Miranda Lambert took a bold step when she celebrated Texas and the LGBTQ community with her song “Y’all Means All,” which she recorded for the new “Queer Eye” season at the end of last year.
The show filmed in Lambert’s home state of Texas, and Lambert has long supported the LGBT community. Her brother Luke is gay, and she told Pride Source in 2019 that she supports him “100 percent in whatever he does.”
“He is a brilliant individual, the most amazing person, and just so genuine,” she said.
She shared a picture on her socials of herself and her husband Brendan McLoughlin and Luke and his husband at New York City’s Pride Parade and said she cried “because it was such a big moment.”
“I see now, talking about it, why it’s a big moment for other people: because it was a big moment for us, too,” she told Pride. “So I’m just glad that he was OK with that, and we could share that moment and be supportive of each other no matter what we’re doing or who we are.”
Lily Rose Receives GLADD Award
CMT’S Next Women of Country member, Lily Rose was recognized at the 33rd Annual GLAAD Media Awards. Rose became the first-ever country musician to accept the title of Outstanding Breakthrough Music Artist. The prestigious award honors Rose’s critically acclaimed debut collection ‘Stronger Than I Am,” and her work within the LGBTQ+ community.
“It was a dream come true and a really big bucket list thing,” Rose told CMT. “I got to accept my Outstanding Breakthrough Music Artist award, and I am just humbled. It was a big win for country music getting to do that,” she added with gratitude.
Rose has proved to be a country mainstay with her contagious sound, but she has also become a trailblazer within the genre for fearlessly being herself and a passionate pride advocate. She continued to voice her primary goal and credits notable names who have knocked down barriers before her.
“Ellen, Shane McAnally, and people like that across entertainment have really walked, so people like me can run,” expressed Rose. “My goal is that kids can just sprint and have all the exact opportunities and just get treated with kindness.When I meet fans, especially kids navigating coming out, I can feel it [ the difference she’s making.] Kids should not have to come out and should be able to be exactly who they are.

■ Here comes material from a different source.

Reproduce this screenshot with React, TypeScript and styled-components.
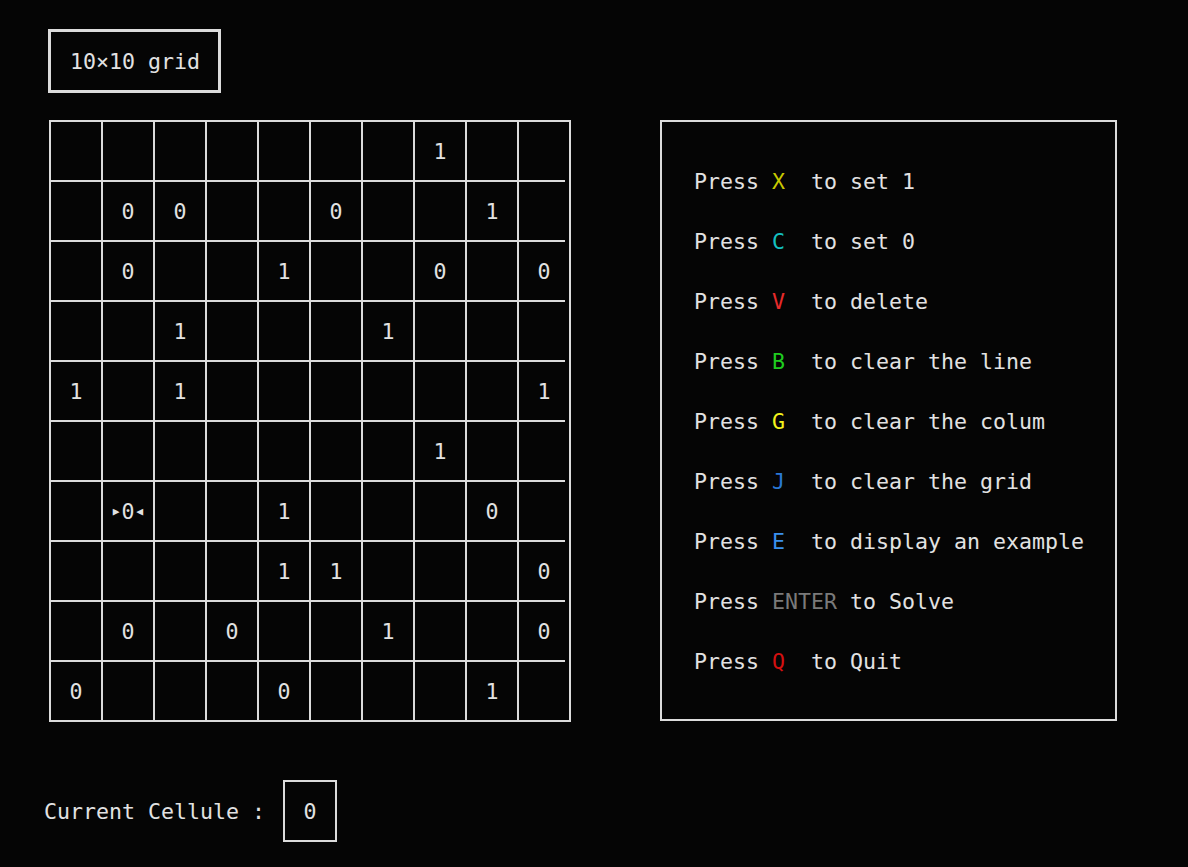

It’s really cool that they might have somebody to look up to,” she added.
Trisha Yearwood And Brooke Eden Deliver "She's In Love With The Girl" At The Grand Ole Opry
In May 2021, Brooke Eden and partner Hilary Hoover made the decision to take a step forward in their romantic relationship and get engaged. Nearly a month after, Eden received a phone call from an LGBTQ+ ally and friend Trisha Yearwood with a fearless idea. Yearwood told Eden that members of the LGBTQ+ community tend to change the lyrics to her 1991 classic, "She's In Love With the Boy" to fit their sexual preferences. Therefore, the hitmaker wanted to do the same and alter the chart-topping track for their June 25 performance at the Grand Ole Opry.
The rendition that was personalized to fit Eden's fairytale story with her fiancé went down in Opry history, as love and a sense of unity filled the sacred venue. The openly-gay artist took the lead on "She's In Love With The Girl," until the legend joined in on the second verse. The powerful performance did not only touch fans sitting in the church-like pews, but ones watching from home. The collaboration served as a positive shift in the right direction for the country music genre and assured the queer musicians that they would always be welcomed on the Opry stage.

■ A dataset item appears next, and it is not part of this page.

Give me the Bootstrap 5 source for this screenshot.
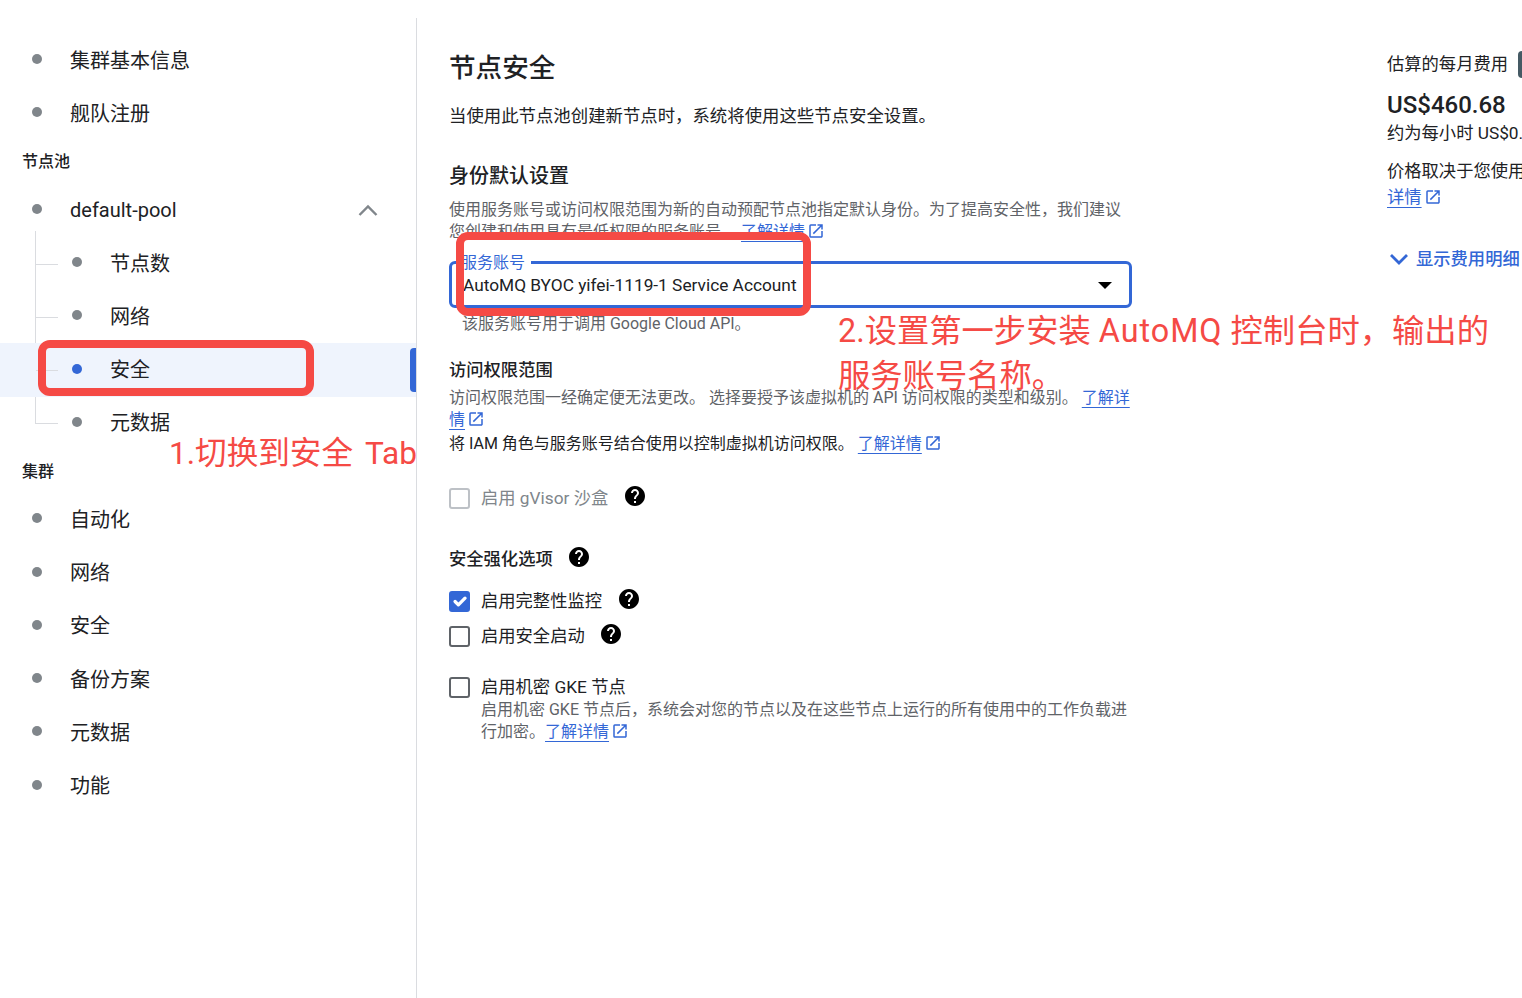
<!DOCTYPE html>
<html lang="zh-CN">

<head>
    <meta charset="UTF-8">
    <title>节点安全</title>
    <meta name="viewport" content="width=device-width, initial-scale=1">

    <link href="https://cdn.jsdelivr.net/npm/bootstrap@5.3.3/dist/css/bootstrap.min.css" rel="stylesheet">

    <style>
        html,
        body {
            height: 100%;
            overflow: hidden;
        }

        body {
            font-family: Roboto, "Noto Sans CJK SC", sans-serif;
            color: #202124;
            background: #fff;
        }

        .page-wrap {
            position: relative;
            width: 1522px;
            height: 998px;
            overflow: hidden;
        }

        /* sidebar */
        .side-col {
            width: 417px;
            height: 980px;
            margin-top: 18px;
            padding-top: 16px;
            border-right: 1px solid #dadce0;
            flex-shrink: 0;
        }

        .side-item {
            height: 53.3px;
            font-size: 20px;
            padding-left: 32px;
            position: relative;
        }

        .side-dot {
            width: 10px;
            height: 10px;
            border-radius: 50%;
            background: #80868b;
            margin-right: 28px;
            margin-top: -3px;
            flex-shrink: 0;
        }

        .side-sub {
            padding-left: 72px;
        }

        .side-sub::before {
            content: "";
            position: absolute;
            left: 36px;
            top: 50%;
            width: 22px;
            border-top: 1px solid #dadce0;
        }

        .side-tree {
            position: relative;
        }

        .side-tree::before {
            content: "";
            position: absolute;
            left: 35px;
            top: -6px;
            bottom: 26px;
            border-left: 1px solid #dadce0;
        }

        .side-active {
            background: #eff4fd;
        }

        .side-active .side-dot {
            background: #3367d6;
        }

        .side-bar {
            position: absolute;
            right: 0;
            top: 5px;
            bottom: 5px;
            width: 6px;
            border-radius: 4px 0 0 4px;
            background: #3367d6;
        }

        .side-head {
            height: 43px;
            font-size: 16px;
            font-weight: 500;
            padding-left: 22px;
        }

        .side-chevron {
            margin-left: auto;
            margin-right: 38px;
        }

        /* main column */
        .main-col {
            width: 715px;
            padding-left: 32px;
            flex-shrink: 0;
        }

        .sec-title {
            font-size: 26.6px;
            line-height: 36px;
            font-weight: 500;
            margin: 50px 0 0;
        }

        .sec-desc {
            font-size: 17.4px;
            line-height: 24px;
            margin: 18px 0 0;
        }

        .sec-head {
            font-size: 20px;
            line-height: 28px;
            font-weight: 500;
            margin: 34px 0 0;
        }

        .sec-sub {
            font-size: 17.3px;
            line-height: 24px;
            font-weight: 500;
        }

        .note-text {
            font-size: 16px;
            line-height: 22px;
            color: #5f6368;
            white-space: nowrap;
            margin: 0;
        }

        .note-dark {
            color: #202124;
        }

        .ext-link {
            color: #3367d6;
            text-decoration: underline;
            text-underline-offset: 4px;
            text-decoration-thickness: 1px;
        }

        .ext-icon {
            width: 18px;
            height: 18px;
            fill: #3367d6;
            vertical-align: -3px;
            margin-left: 2px;
        }

        .field-box {
            position: relative;
            height: 47px;
            margin-top: 18px;
            border: 3px solid #3367d6;
            border-radius: 6px;
            padding: 2px 17px 0 11px;
            font-size: 17.3px;
        }

        .field-label {
            position: absolute;
            left: 9px;
            top: -11px;
            padding-right: 6px;
            background: #fff;
            color: #3367d6;
            font-size: 16px;
            line-height: 20px;
        }

        .field-caret {
            width: 0;
            height: 0;
            border-left: 7px solid transparent;
            border-right: 7px solid transparent;
            border-top: 7px solid #000;
        }

        .check-row {
            height: 24px;
            font-size: 17.3px;
            line-height: 24px;
        }

        .check-row .form-check-input {
            width: 21px;
            height: 21px;
            margin: 0 11px 0 0;
            border: 2px solid #5f6368;
            border-radius: 3px;
            flex-shrink: 0;
        }

        .check-row .form-check-input:checked {
            background-color: #3367d6;
            border-color: #3367d6;
            background-size: 130%;
            background-position: center;
        }

        .check-row .form-check-input:disabled {
            border-color: #bdc1c6;
            opacity: 1;
        }

        .check-off {
            color: #80868b;
        }

        .help-icon {
            width: 24px;
            height: 24px;
            fill: #000;
            margin-left: 15px;
            margin-top: -4px;
            flex-shrink: 0;
        }

        .help-tight {
            margin-left: 14px;
        }

        /* cost panel */
        .cost-col {
            margin-left: 255px;
            white-space: nowrap;
            font-size: 17.3px;
            line-height: 22px;
        }

        .cost-label {
            margin-top: 50px;
            line-height: 24px;
        }

        .cost-btn {
            width: 30px;
            height: 27px;
            margin: 1px 0 0 10px;
            border-radius: 4px;
            background: #455a64;
            align-self: flex-start;
        }

        .cost-value {
            font-size: 24px;
            line-height: 30px;
            font-weight: 500;
            margin-top: 12px;
        }

        .cost-hour {
            margin-top: 2px;
        }

        .cost-note {
            margin-top: 16px;
        }

        .cost-toggle {
            color: #3367d6;
            font-weight: 500;
            line-height: 24px;
            margin-top: 39px;
            margin-left: 3px;
        }

        /* spacing of the form rows */
        .id-note { margin-top: 9px; }
        .hint-line { margin: 5px 0 0 13px; }
        .scope-head { margin-top: 23px; }
        .scope-text { margin-top: 5px; }
        .iam-line { margin-top: 2px; }
        .row-gvisor { margin-top: 31px; }
        .row-harden { margin-top: 37px; }
        .row-integrity { margin-top: 18px; }
        .row-secure { margin-top: 11px; }
        .row-conf { margin-top: 27px; }
        .conf-text { margin-left: 32px; }

        /* red annotations on top of the screenshot */
        .anno-box {
            position: absolute;
            border: 8px solid #f54a45;
            border-radius: 12px;
        }

        .anno-text {
            position: absolute;
            color: #f54a45;
            line-height: 45px;
            white-space: nowrap;
        }

        .anno-wide {
            letter-spacing: 1px;
        }

        #annoTab { left: 38px; top: 340px; width: 276px; height: 56px; }
        #annoField { left: 456px; top: 232px; width: 355px; height: 84px; }
        #annoTextTab { left: 169px; top: 431px; font-size: 31.6px; word-spacing: 4px; }
        #annoTextField { left: 838px; top: 309px; font-size: 32.3px; }
    </style>
</head>

<body>

    <svg class="d-none">
        <symbol id="ico-ext" viewBox="0 0 24 24">
            <path d="M19 19H5V5h7V3H5a2 2 0 0 0-2 2v14a2 2 0 0 0 2 2h14c1.1 0 2-.9 2-2v-7h-2v7zM14 3v2h3.59l-9.83 9.83 1.41 1.41L19 6.41V10h2V3h-7z" />
        </symbol>
        <symbol id="ico-help" viewBox="0 0 24 24">
            <path d="M12 2C6.48 2 2 6.48 2 12s4.48 10 10 10 10-4.48 10-10S17.52 2 12 2zm1 17h-2v-2h2v2zm2.07-7.75l-.9.92C13.45 12.9 13 13.5 13 15h-2v-.5c0-1.1.45-2.1 1.17-2.83l1.24-1.26c.37-.36.59-.86.59-1.41 0-1.1-.9-2-2-2s-2 .9-2 2H8c0-2.21 1.79-4 4-4s4 1.79 4 4c0 .88-.36 1.68-.93 2.25z" />
        </symbol>
    </svg>

    <div class="page-wrap d-flex">

        <!-- Sidebar -->
        <nav class="side-col">
            <div class="side-item d-flex align-items-center"><span class="side-dot"></span>集群基本信息</div>
            <div class="side-item d-flex align-items-center"><span class="side-dot"></span>舰队注册</div>
            <div class="side-head d-flex align-items-center">节点池</div>
            <div class="side-item d-flex align-items-center"><span class="side-dot"></span>default-pool
                <svg class="side-chevron" width="20" height="12" viewBox="0 0 20 12" fill="none" stroke="#80868b" stroke-width="2.4">
                    <path d="M1.500 11 10 2.500 18.500 11" />
                </svg>
            </div>
            <div class="side-tree">
                <div class="side-item side-sub d-flex align-items-center"><span class="side-dot"></span>节点数</div>
                <div class="side-item side-sub d-flex align-items-center"><span class="side-dot"></span>网络</div>
                <div class="side-item side-sub side-active d-flex align-items-center"><span class="side-dot"></span>安全<span class="side-bar"></span></div>
                <div class="side-item side-sub d-flex align-items-center"><span class="side-dot"></span>元数据</div>
            </div>
            <div class="side-head d-flex align-items-center">集群</div>
            <div class="side-item d-flex align-items-center"><span class="side-dot"></span>自动化</div>
            <div class="side-item d-flex align-items-center"><span class="side-dot"></span>网络</div>
            <div class="side-item d-flex align-items-center"><span class="side-dot"></span>安全</div>
            <div class="side-item d-flex align-items-center"><span class="side-dot"></span>备份方案</div>
            <div class="side-item d-flex align-items-center"><span class="side-dot"></span>元数据</div>
            <div class="side-item d-flex align-items-center"><span class="side-dot"></span>功能</div>
        </nav>

        <!-- Form -->
        <main class="main-col">
            <h1 class="sec-title">节点安全</h1>
            <p class="sec-desc">当使用此节点池创建新节点时，系统将使用这些节点安全设置。</p>

            <h2 class="sec-head">身份默认设置</h2>
            <p class="note-text id-note">使用服务账号或访问权限范围为新的自动预配节点池指定默认身份。为了提高安全性，我们建议<br>您创建和使用具有最低权限的服务账号。&nbsp;<a href="#" class="ext-link">了解详情</a><svg class="ext-icon"><use href="#ico-ext" /></svg></p>

            <div class="field-box d-flex align-items-center justify-content-between">
                <span class="field-label">服务账号</span>
                <span>AutoMQ BYOC yifei-1119-1 Service Account</span>
                <span class="field-caret"></span>
            </div>
            <p class="note-text hint-line">该服务账号用于调用 Google Cloud API。</p>

            <div class="sec-sub scope-head">访问权限范围</div>
            <p class="note-text scope-text">访问权限范围一经确定便无法更改。 选择要授予该虚拟机的 API 访问权限的类型和级别。 <a href="#" class="ext-link">了解详</a><br><a href="#" class="ext-link">情</a><svg class="ext-icon"><use href="#ico-ext" /></svg></p>
            <p class="note-text note-dark iam-line">将 IAM 角色与服务账号结合使用以控制虚拟机访问权限。 <a href="#" class="ext-link">了解详情</a><svg class="ext-icon"><use href="#ico-ext" /></svg></p>

            <div class="check-row d-flex align-items-center row-gvisor">
                <input class="form-check-input" type="checkbox" disabled>
                <span class="check-off">启用 gVisor 沙盒</span>
                <svg class="help-icon"><use href="#ico-help" /></svg>
            </div>

            <div class="sec-sub d-flex align-items-center row-harden">安全强化选项
                <svg class="help-icon help-tight"><use href="#ico-help" /></svg>
            </div>

            <div class="check-row d-flex align-items-center row-integrity">
                <input class="form-check-input" type="checkbox" checked>
                <span>启用完整性监控</span>
                <svg class="help-icon"><use href="#ico-help" /></svg>
            </div>
            <div class="check-row d-flex align-items-center row-secure">
                <input class="form-check-input" type="checkbox">
                <span>启用安全启动</span>
                <svg class="help-icon help-tight"><use href="#ico-help" /></svg>
            </div>
            <div class="check-row d-flex align-items-center row-conf">
                <input class="form-check-input" type="checkbox">
                <span>启用机密 GKE 节点</span>
            </div>
            <p class="note-text conf-text">启用机密 GKE 节点后，系统会对您的节点以及在这些节点上运行的所有使用中的工作负载进<br>行加密。<a href="#" class="ext-link">了解详情</a><svg class="ext-icon"><use href="#ico-ext" /></svg></p>
        </main>

        <!-- Cost -->
        <aside class="cost-col">
            <div class="cost-label d-flex align-items-center">估算的每月费用<span class="cost-btn"></span></div>
            <div class="cost-value">US$460.68</div>
            <div class="cost-hour">约为每小时 US$0.63</div>
            <div class="cost-note">价格取决于您使用的资源</div>
            <div class="mt-1"><a href="#" class="ext-link">详情</a><svg class="ext-icon"><use href="#ico-ext" /></svg></div>
            <div class="cost-toggle d-flex align-items-center gap-2">
                <svg width="18" height="12" viewBox="0 0 18 12" fill="none" stroke="#3367d6" stroke-width="2.8">
                    <path d="M1 2l8 8 8-8" />
                </svg>
                显示费用明细
            </div>
        </aside>

        <!-- Annotations -->
        <div class="anno-box" id="annoTab"></div>
        <div class="anno-box" id="annoField"></div>
        <div class="anno-text" id="annoTextTab">1.切换到安全 Tab</div>
        <div class="anno-text" id="annoTextField">2.设置第一步安装 <span class="anno-wide">AutoMQ</span> 控制台时，输出的<br>服务账号名称。</div>
    </div>

    <script src="https://cdn.jsdelivr.net/npm/bootstrap@5.3.3/dist/js/bootstrap.bundle.min.js"></script>
</body>

</html>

"You just got engaged to a good friend of mine, Hilary, who's here somewhere," Yearwood said before breaking out in son. "Love is love. You can't just say it. You gotta mean it. So I think we should [sing] this song for you guys tonight, because she's in love with the girl. I'm in love with the boy. Let's just sing it for everybody."
T.J. Osborne Calls For Inclusivity At CMA Awards And Performs “Younger Me”
In February of 2021, T.J. Osborne confidently came out of the closet and made history as the first openly-gay country artist signed to a major label. Since revealing his authentic self, the lead vocalist has become a trailblazer and has used the power of music to encourage inclusivity within the genre.
The multi-platinum musician made waves at the 55th Annual CMA Awards, when he performed his vulnerable track “Younger Me” and reminded members of the LGBTQ+ community that they have place within country music.
“Being up here on this stage, there were so many things that were so many hurdles for me. And I always felt, truthfully felt, like it would never be possible because of my sexuality to be here. And I just wish, I wish my young me could see me now,” he said before delivering the letter-like track.
The uplifting anthem followed the release of Brother Osbornes critically acclaimed 2020 album, “Skeletons.” Throughout the wisdom-infused ballad, Osborne conveys the battles he faced while discovering his sexuality as a child.
Osborne scored his first GRAMMY Award with “Younger Me,” alongside his brother and with his partner Abi Ventura in attendance.